Título: Sem-terra do MST negociam lotes no Sul
Autor: Freire, Flávio
Fonte: O Globo, 05/05/2009, O País, p. 5

De 183 assentamentos no estado, 147 estavam em situação irregular, com quase todos os lotes com arrendatários

SÃO PAULO. Famílias de sem-terra assentadas no Rio Grande do Sul estão vendendo ilegalmente lotes que receberam da reforma agrária. A pedido do Ministério Público Federal naquele estado, a Justiça ordenou o despejo das pessoas que comercializam as áreas, como mostrou reportagem do "Bom Dia Brasil", da TV Globo, ontem. O Instituto de Colonização e Reforma Agrária (Incra) está retomando os lotes em poder dos arrendatários.

Somente no segundo semestre do ano passado, dos 183 assentamentos analisados, 147 estavam em situação irregular, com quase todos os lotes nas mãos de arrendatários. Pelo menos 22 dessas áreas já foram retomadas pela União.

Com uma câmera escondida, a equipe de TV RBS, retransmissora da Globo no Sul, registrou a comercialização direta. "Quero R$15 mil nesse lote, e pode levar com casa e tudo", diz um agricultor. Outro sem-terra fala: "Tchê, por R$30 mil deixo tudo o que está dentro da casa".

MST diz que casos denunciados são minoria

"Além dos casos levantados no ano passado, no momento temos seis processos de reintegração em fase judicial aguardando decisão; 29 com a reintegração já concedida pela Justiça. Também há dois processos em fase administrativa e uma sindicância", informou em nota a superintendência do Incra no Rio Grande do Sul.

O MST no estado informou ontem que não apoia a venda de terras de assentamento. Segundo um dos coordenadores regionais do MST, Cedemir de Oliveira, há no Rio Grande do Sul mais de 14 mil famílias de sem-terra. Segundo ele, os casos denunciados são uma minoria "que não representa a força econômica e política do MST".

- Somos, inclusive, contra a titularidade dos assentamento. As áreas devem permanecer pertencendo ao Estado. O que está nas mãos de sem-terra não passa de concessão de uso - diz Oliveira.

Cerca de 20 sem-terra armaram barracas em frente ao prédio do Ministério Público Federal do Rio Grande do Sul, em Porto Alegre, no início da noite de ontem. Eles protestam contra a ordem de despejo na região de Nova Santa Rita e reivindicam assentamento de duas mil famílias, como teria sido prometido pelo Incra daquele estado.

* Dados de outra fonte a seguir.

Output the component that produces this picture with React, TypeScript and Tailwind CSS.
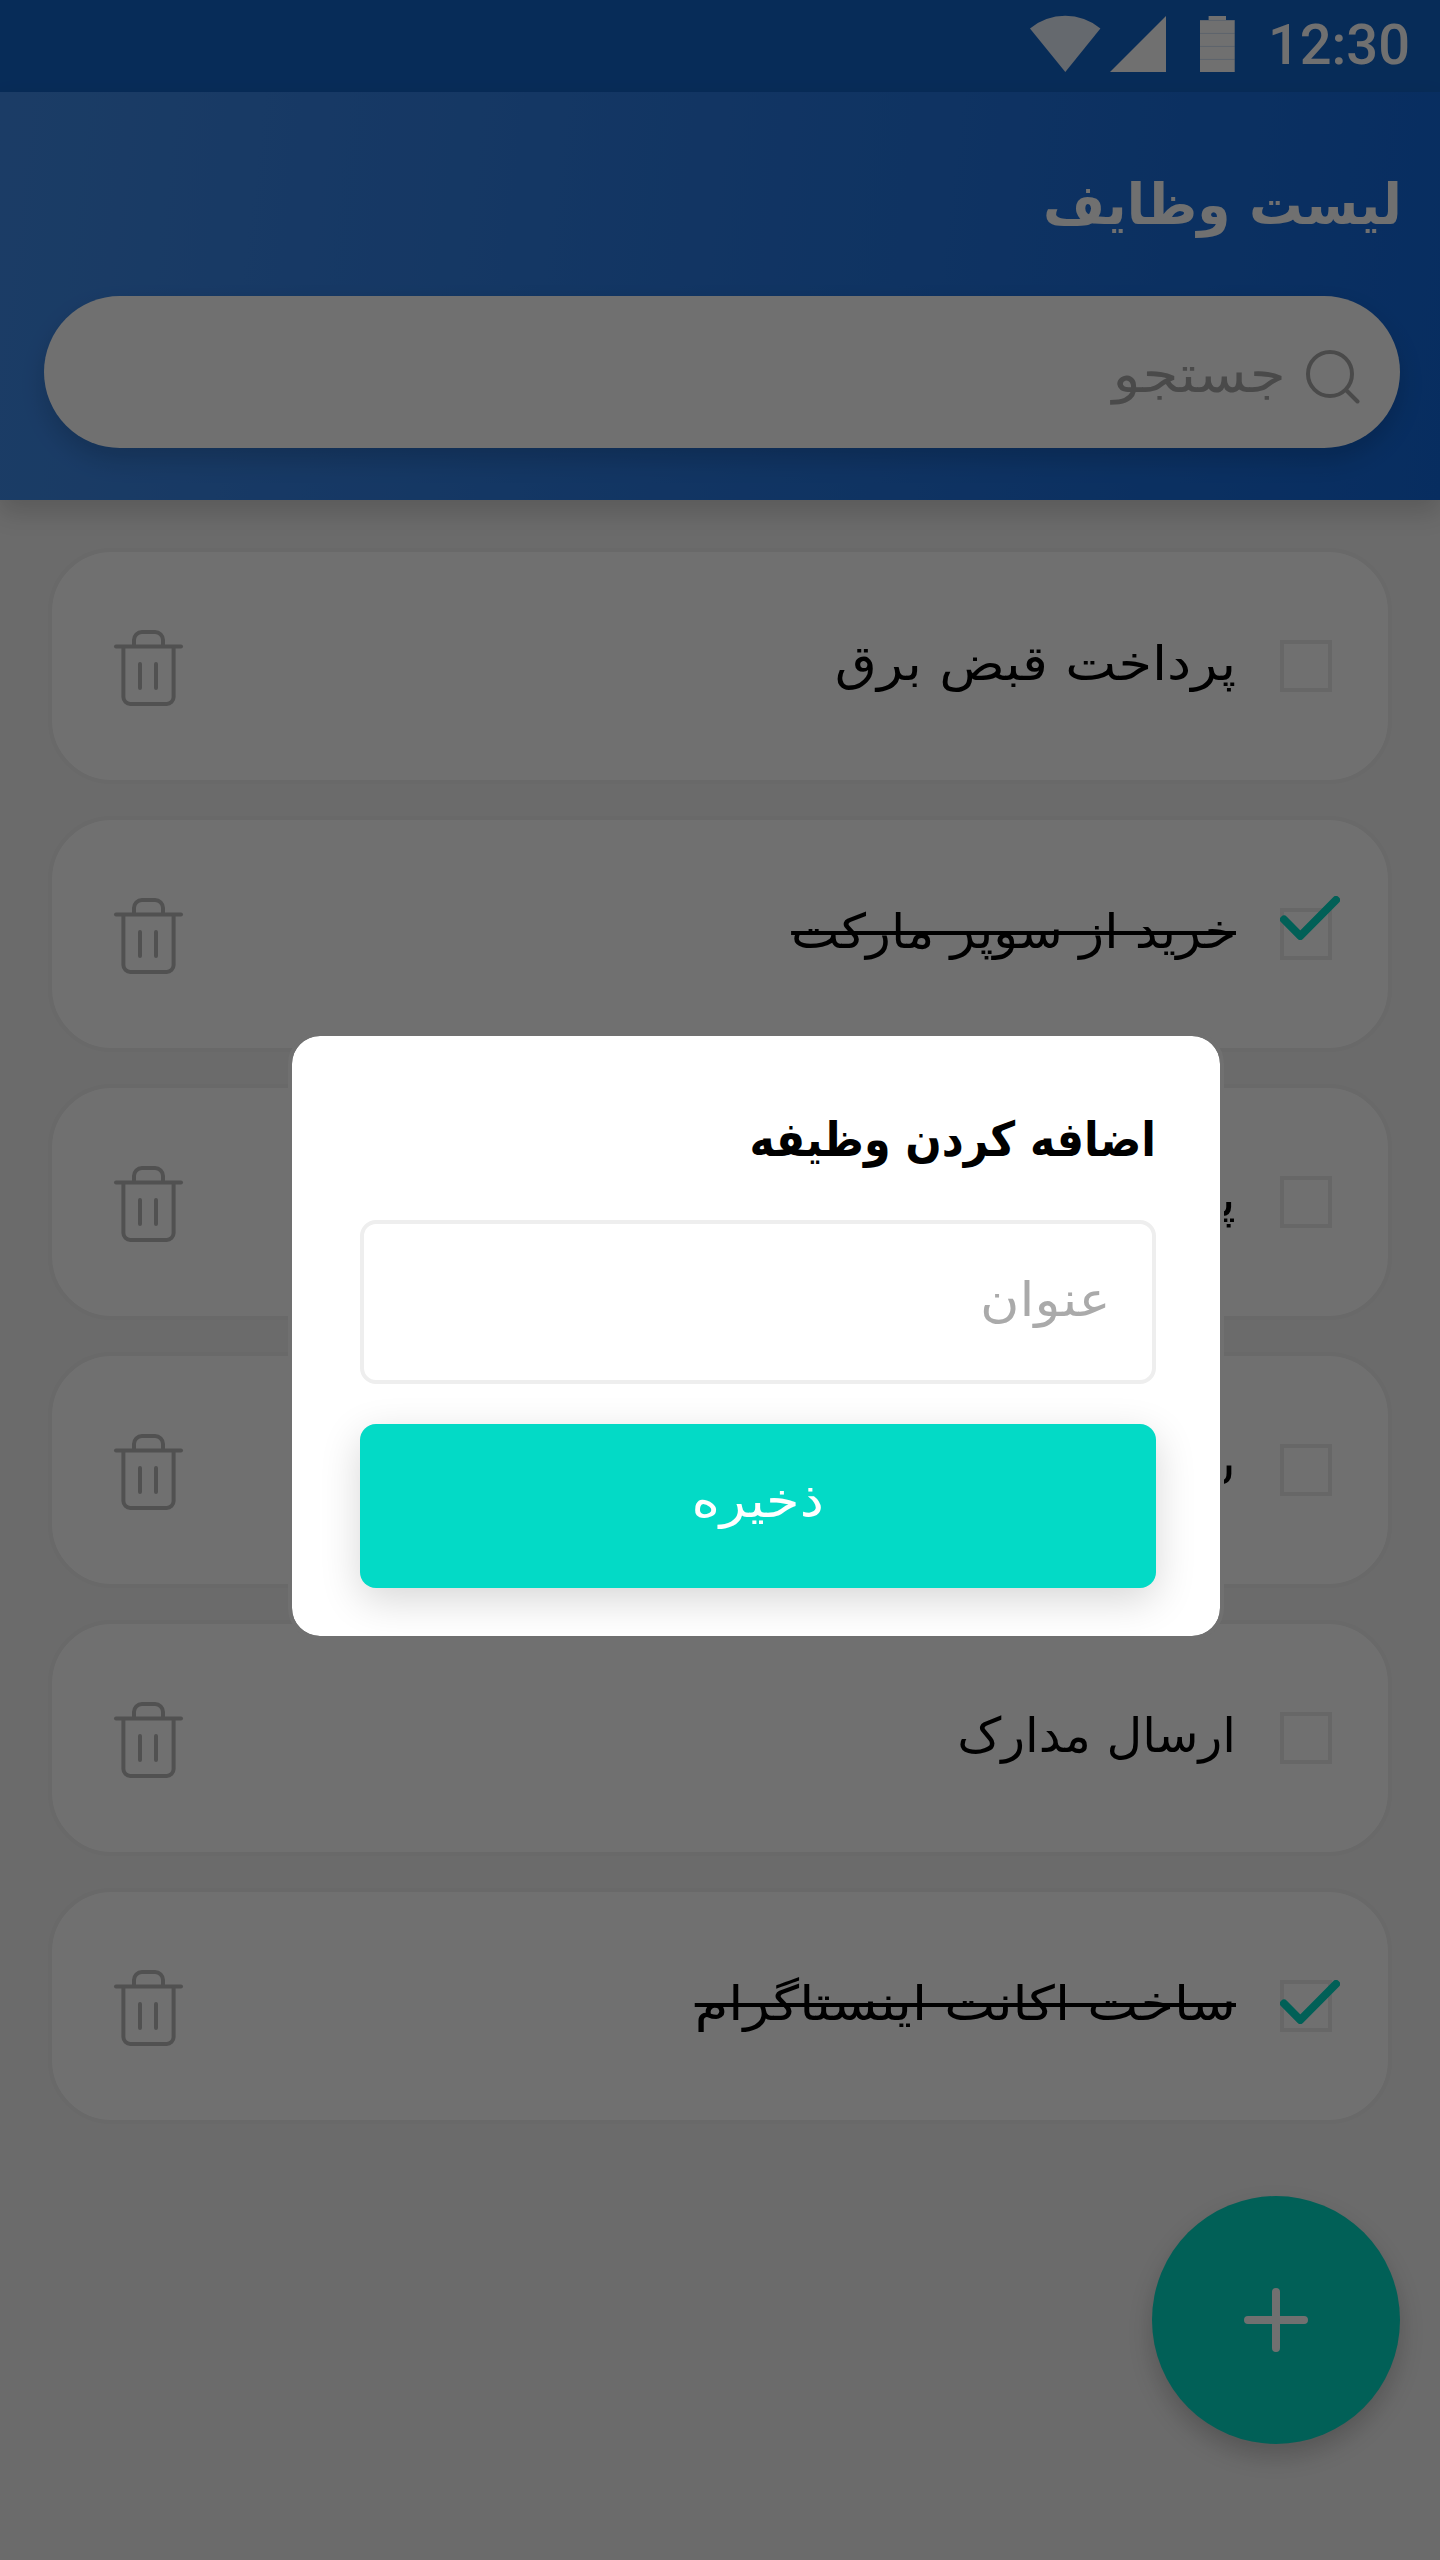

Há meses um conflito vem pondo em campos opostos procuradores da República e diretores do Incra. O problema começou após o órgão retirar da região de Nova Santa Rita arrendatários que plantavam arroz. O MPF acusou o superintendente do Incra do Rio Grande do Sul, Mozar Dietrich, de extorsão. As vítimas seriam plantadores de arroz. O procurador da República em Canoas, Adriano Raldi, enviou ação de improbidade pedindo o afastamento de Dietrich, que negou as acusações:

"Consideramos de extrema gravidade as acusações improcedentes que têm sido imputadas a este instituto, exatamente no momento em que se realiza um trabalho corajoso de combate ao arrendamento e a práticas ilegais em assentamentos de reforma agrária", informou o Incra em nota.